▶ **What you will do**
Copy out every line in which the string "components" occurs.

▶ **Provided material**
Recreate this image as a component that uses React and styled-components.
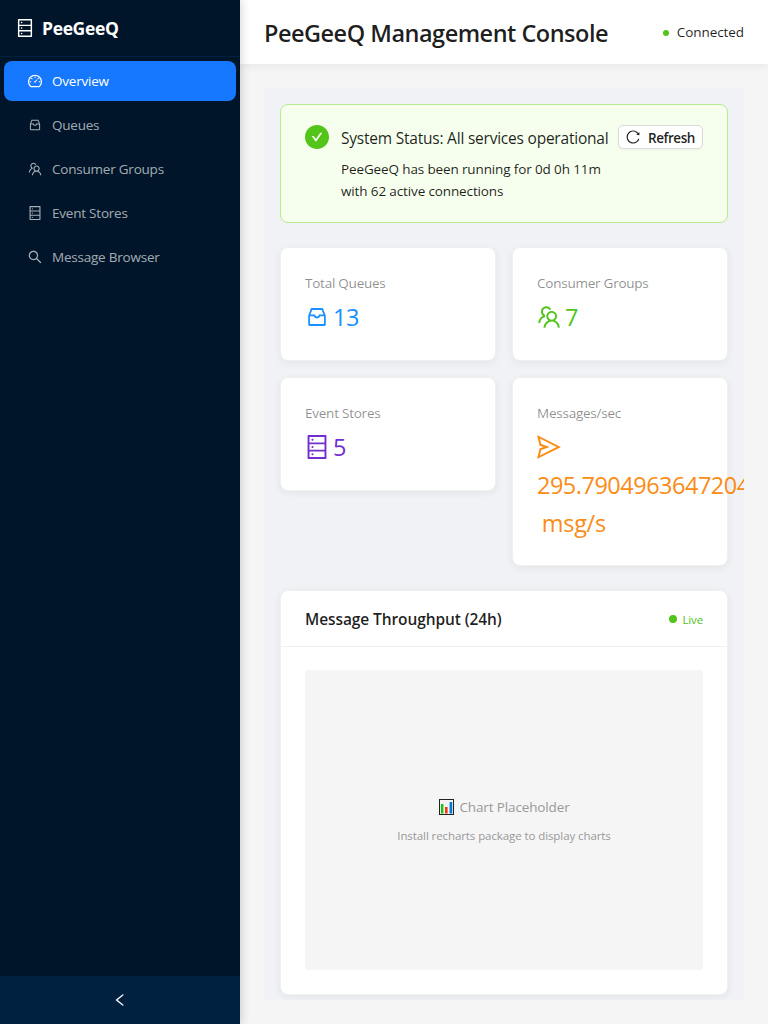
import React from "react";
import styled, { createGlobalStyle } from "styled-components";
import {
  AiOutlineDashboard,
  AiOutlineInbox,
  AiOutlineTeam,
  AiOutlineDatabase,
  AiOutlineSearch,
  AiOutlineSend,
  AiOutlineReload,
  AiOutlineLeft,
  AiFillCheckCircle,
} from "react-icons/ai";

const GlobalStyle = createGlobalStyle`
  *, *::before, *::after { box-sizing: border-box; }
  html, body { margin: 0; height: 100%; overflow: hidden; }
  body {
    font-family: "Segoe UI", "Open Sans", "Noto Sans", sans-serif;
    font-size: 13.5px;
    line-height: 22px;
    letter-spacing: -0.13px;
    color: rgba(0, 0, 0, 0.88);
    background: #f5f5f5;
  }
  svg { display: block; flex: none; }
`;

const Layout = styled.div`
  display: flex;
  width: 100%;
  height: 100vh;
  overflow: hidden;
`;

const Sider = styled.aside`
  display: flex;
  flex-direction: column;
  flex: 0 0 240px;
  background: #001529;
  box-shadow: 2px 0 8px rgba(0, 0, 0, 0.15);
  position: relative;
  z-index: 2;
`;

const Brand = styled.div`
  display: flex;
  align-items: center;
  gap: 8px;
  height: 57px;
  padding: 0 16px;
  border-bottom: 1px solid #002140;
  color: #fff;
  font-size: 17.5px;
  font-weight: 700;
  letter-spacing: -0.35px;
`;

const Menu = styled.nav`
  display: flex;
  flex: 1;
  flex-direction: column;
  gap: 4px;
  padding: 4px;
`;

const MenuItem = styled.a`
  display: flex;
  align-items: center;
  gap: 10px;
  height: 40px;
  padding: 0 24px;
  border-radius: 8px;
  color: ${(p) => (p.$active ? "#fff" : "rgba(255, 255, 255, 0.65)")};
  background: ${(p) => (p.$active ? "#1677ff" : "transparent")};
  letter-spacing: -0.22px;
`;

const Trigger = styled.div`
  display: flex;
  align-items: center;
  justify-content: center;
  height: 48px;
  background: #002140;
  color: #fff;
`;

const Main = styled.div`
  display: flex;
  flex: 1;
  flex-direction: column;
  min-width: 0;
`;

const Header = styled.header`
  display: flex;
  align-items: center;
  justify-content: space-between;
  flex: 0 0 64px;
  padding: 0 24px;
  background: #fff;
  box-shadow: 0 2px 8px rgba(0, 0, 0, 0.06);
  white-space: nowrap;
`;

const PageTitle = styled.h1`
  margin: 2px 0 0;
  font-size: 23.5px;
  line-height: 32px;
  font-weight: 600;
  letter-spacing: -0.5px;
`;

const Connection = styled.div`
  display: flex;
  align-items: center;
  gap: 8px;
  letter-spacing: -0.08px;
`;

const Dot = styled.span`
  width: ${(p) => p.$size}px;
  height: ${(p) => p.$size}px;
  margin-top: ${(p) => p.$drop || 0}px;
  border-radius: 50%;
  background: #52c41a;
`;

const Content = styled.main`
  flex: 1;
  min-height: 0;
  margin: 24px;
  padding: 16px;
  overflow: hidden;
  background: #f0f2f5;
`;

const Alert = styled.section`
  display: flex;
  height: 119px;
  padding: 20px 24px;
  border: 1px solid #b7eb8f;
  border-radius: 8px;
  background: #f6ffed;
`;

const StatusIcon = styled.span`
  flex: none;
  margin-right: 12px;
  color: #52c41a;
`;

const AlertBody = styled.div`
  flex: 1;
  min-width: 0;
  white-space: nowrap;
`;

const AlertTitle = styled.div`
  margin-bottom: 8px;
  padding-top: 1px;
  font-size: 15.5px;
  line-height: 24px;
  letter-spacing: -0.22px;
`;

const RefreshButton = styled.button`
  display: flex;
  align-items: center;
  gap: 8px;
  flex: none;
  width: 85px;
  height: 24px;
  padding: 2px 0 0 7px;
  border: 1px solid #d9d9d9;
  border-radius: 5px;
  background: #fff;
  box-shadow: 0 2px 0 rgba(0, 0, 0, 0.02);
  color: rgba(0, 0, 0, 0.88);
  font: 600 13.5px/20px "Segoe UI", "Open Sans", "Noto Sans", sans-serif;
  letter-spacing: -0.45px;

  svg { margin-top: -2px; }
`;

const Stats = styled.div`
  display: grid;
  grid-template-columns: 1fr 1fr;
  align-items: start;
  gap: 16px;
  margin: 24px 0;
`;

const Card = styled.section`
  min-width: 0;
  border: 1px solid #f0f0f0;
  border-radius: 8px;
  background: #fff;
  box-shadow: 0 2px 8px rgba(0, 0, 0, 0.06);
`;

const StatCard = styled(Card)`
  padding: 24px;
`;

const StatLabel = styled.div`
  margin-bottom: 4px;
  color: rgba(0, 0, 0, 0.45);
  letter-spacing: -0.24px;
`;

const StatValue = styled.div`
  display: flex;
  flex-wrap: wrap;
  align-items: center;
  column-gap: 4px;
  color: ${(p) => p.$color};
  font-size: 23.5px;
  line-height: 37.5px;
  letter-spacing: -0.5px;
  white-space: pre;

  svg { height: 38px; width: 24px; }
`;

const StatNumber = styled.span`
  padding-top: 1px;
  margin-bottom: -1px;
`;

const StatUnit = styled.span`
  margin-left: -1px;
  padding-top: 1px;
  margin-bottom: -1px;
  letter-spacing: -0.3px;
`;

const ChartHeader = styled.div`
  display: flex;
  align-items: center;
  justify-content: space-between;
  height: 56px;
  padding: 1px 24px 0;
  border-bottom: 1px solid #f0f0f0;
`;

const ChartTitle = styled.h2`
  margin: 0;
  font-size: 15.5px;
  font-weight: 600;
  letter-spacing: -0.1px;
`;

const Live = styled.div`
  display: flex;
  align-items: center;
  gap: 5px;
  padding-top: 1px;
  color: #52c41a;
  font-size: 11.5px;
  letter-spacing: -0.15px;
`;

const ChartBody = styled.div`
  padding: 23px 24px 24px;
`;

const Placeholder = styled.div`
  display: flex;
  flex-direction: column;
  align-items: center;
  justify-content: center;
  gap: 7px;
  height: 300px;
  padding-top: 3px;
  border-radius: 4px;
  background: #f5f5f5;
  color: #999;
`;

const PlaceholderTitle = styled.div`
  display: flex;
  align-items: center;
  gap: 5px;
  padding-left: 1px;
`;

const PlaceholderHint = styled.div`
  font-size: 11.5px;
  letter-spacing: -0.09px;
`;

/* Ant glyphs are drawn inside a 64-unit margin; this box trims it. */
const TRIM = "64 64 896 896";

function BarsIcon() {
  return (
    <svg width="15" height="16" viewBox="0 0 15 16" aria-hidden="true">
      <rect x="0.5" y="0.5" width="14" height="15" fill="#f2f2f2" stroke="#222" />
      <rect x="2" y="5" width="2.4" height="9.5" fill="#16c60c" />
      <rect x="6" y="8" width="2.6" height="6.5" fill="#f03a17" />
      <rect x="10.6" y="3" width="2.6" height="11.5" fill="#0078d7" />
    </svg>
  );
}

const MENU = [
  { label: "Overview", Icon: AiOutlineDashboard, box: TRIM, active: true },
  { label: "Queues", Icon: AiOutlineInbox, box: "0 0 1024 1024" },
  { label: "Consumer Groups", Icon: AiOutlineTeam, box: TRIM },
  { label: "Event Stores", Icon: AiOutlineDatabase, box: TRIM },
  { label: "Message Browser", Icon: AiOutlineSearch, box: TRIM },
];

const STATS = [
  { label: "Total Queues", Icon: AiOutlineInbox, box: "0 0 1024 1024", color: "#1890ff", value: "13" },
  { label: "Consumer Groups", Icon: AiOutlineTeam, box: TRIM, color: "#52c41a", value: "7" },
  { label: "Event Stores", Icon: AiOutlineDatabase, box: TRIM, color: "#722ed1", value: "5" },
  {
    label: "Messages/sec",
    Icon: AiOutlineSend,
    box: TRIM,
    color: "#fa8c16",
    value: "295.7904963647204",
    unit: " msg/s",
  },
];

export default function App() {
  return (
    <>
      <GlobalStyle />
      <Layout>
        <Sider>
          <Brand>
            <AiOutlineDatabase size={18} viewBox={TRIM} />
            PeeGeeQ
          </Brand>
          <Menu>
            {MENU.map(({ label, Icon, box, active }) => (
              <MenuItem key={label} $active={active}>
                <Icon size={14} viewBox={box} />
                {label}
              </MenuItem>
            ))}
          </Menu>
          <Trigger>
            <AiOutlineLeft size={14} viewBox={TRIM} />
          </Trigger>
        </Sider>
        <Main>
          <Header>
            <PageTitle>PeeGeeQ Management Console</PageTitle>
            <Connection>
              <Dot $size={6} $drop={2} />
              <span>Connected</span>
            </Connection>
          </Header>
          <Content>
            <Alert>
              <StatusIcon>
                <AiFillCheckCircle size={24} viewBox={TRIM} />
              </StatusIcon>
              <AlertBody>
                <AlertTitle>System Status: All services operational</AlertTitle>
                <div>
                  PeeGeeQ has been running for 0d 0h 11m
                  <br />
                  with 62 active connections
                </div>
              </AlertBody>
              <RefreshButton>
                <AiOutlineReload size={14} viewBox={TRIM} />
                Refresh
              </RefreshButton>
            </Alert>
            <Stats>
              {STATS.map(({ label, Icon, box, color, value, unit }) => (
                <StatCard key={label}>
                  <StatLabel>{label}</StatLabel>
                  <StatValue $color={color}>
                    <Icon viewBox={box} />
                    <StatNumber>{value}</StatNumber>
                    {unit && <StatUnit>{unit}</StatUnit>}
                  </StatValue>
                </StatCard>
              ))}
            </Stats>
            <Card>
              <ChartHeader>
                <ChartTitle>Message Throughput (24h)</ChartTitle>
                <Live>
                  <Dot $size={8} $drop={-2} />
                  <span>Live</span>
                </Live>
              </ChartHeader>
              <ChartBody>
                <Placeholder>
                  <PlaceholderTitle>
                    <BarsIcon />
                    <span>Chart Placeholder</span>
                  </PlaceholderTitle>
                  <PlaceholderHint>Install recharts package to display charts</PlaceholderHint>
                </Placeholder>
              </ChartBody>
            </Card>
          </Content>
        </Main>
      </Layout>
    </>
  );
}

▶ **Result of this task**
Recreate this image as a component that uses React and styled-components.
import styled, { createGlobalStyle } from "styled-components";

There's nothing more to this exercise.